I am trying to connect my mysql database to my xcode project, for a simple login view where users can put in their username and password. I have the database set up already but I need to use JSON or?
<?php
// Create connection
$con=mysqli_connect("localhost","username","password","dbname");
// Check connection
if (mysqli_connect_errno())
{
echo "Failed to connect to MySQL: " . mysqli_connect_error();
}
// This SQL statement selects ALL from the table 'Locations'
$sql = "SELECT * FROM Locations";
// Check if there are results
if ($result = mysqli_query($con, $sql))
{
// If so, then create a results array and a temporary one
// to hold the data
$resultArray = array();
$tempArray = array();
// Loop through each row in the result set
while($row = $result->fetch_object())
{
// Add each row into our results array
$tempArray = $row;
array_push($resultArray, $tempArray);
}
// Finally, encode the array to JSON and output the results
echo json_encode($resultArray);
}
// Close connections
mysqli_close($con);
?>
Here is a good article on this:
[1]: http://codewithchris.com/iphone-app-connect-to-mysql-database/#parsejson Xcode JSON
I haven't spent too much time with xcode, but from what I know there is no native API/framework for connecting to a MySQL database with it (along with most other frameworks of the kind).

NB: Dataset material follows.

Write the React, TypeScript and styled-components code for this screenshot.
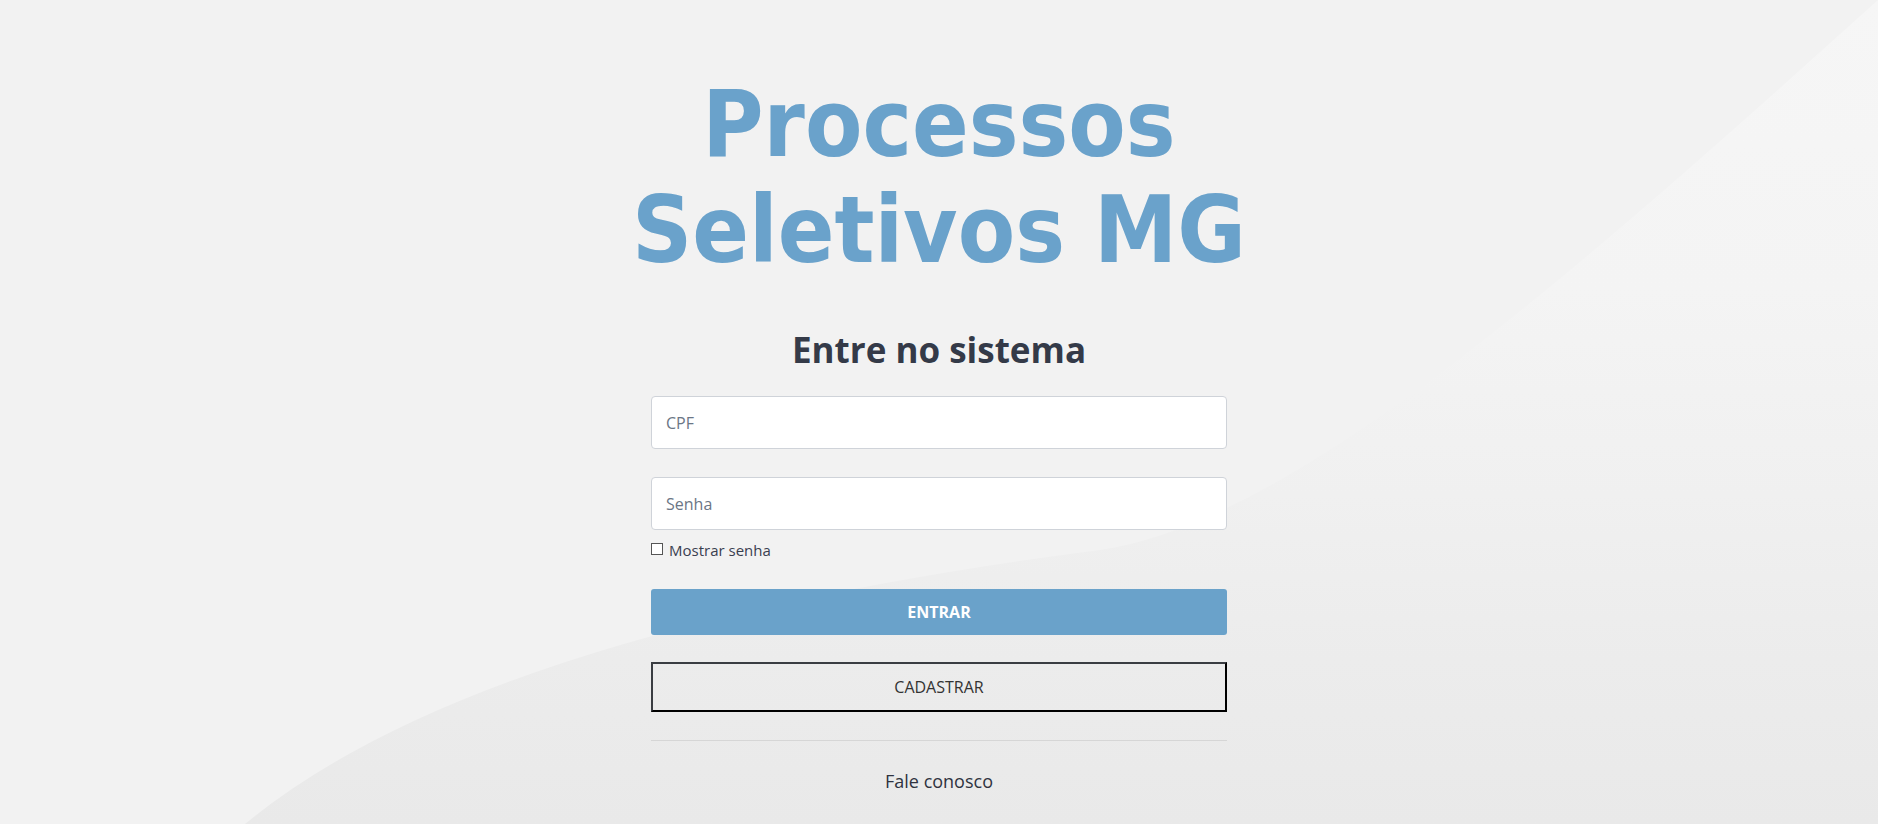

So yes - you need to set up a website/server with a database that has a web page that generates JSON code. Then have the xcode send a web request to the server/webpage, store the JSON code in a variable, and then use whatever method xcodes have to use/manipulate the JSON data. You'll want to make sure that both the xcode and web server don't prevent one another from passing data with the appropriate security privileges.
You can pass the data to your xcode app in whatever format you want as well - JSON, CSV, or even XML. It's whatever capabilities xcode has is what you should stick with. Really you could even make up your own data format... it's your application, do what you want with it, whatever is easiest to work with in xcode.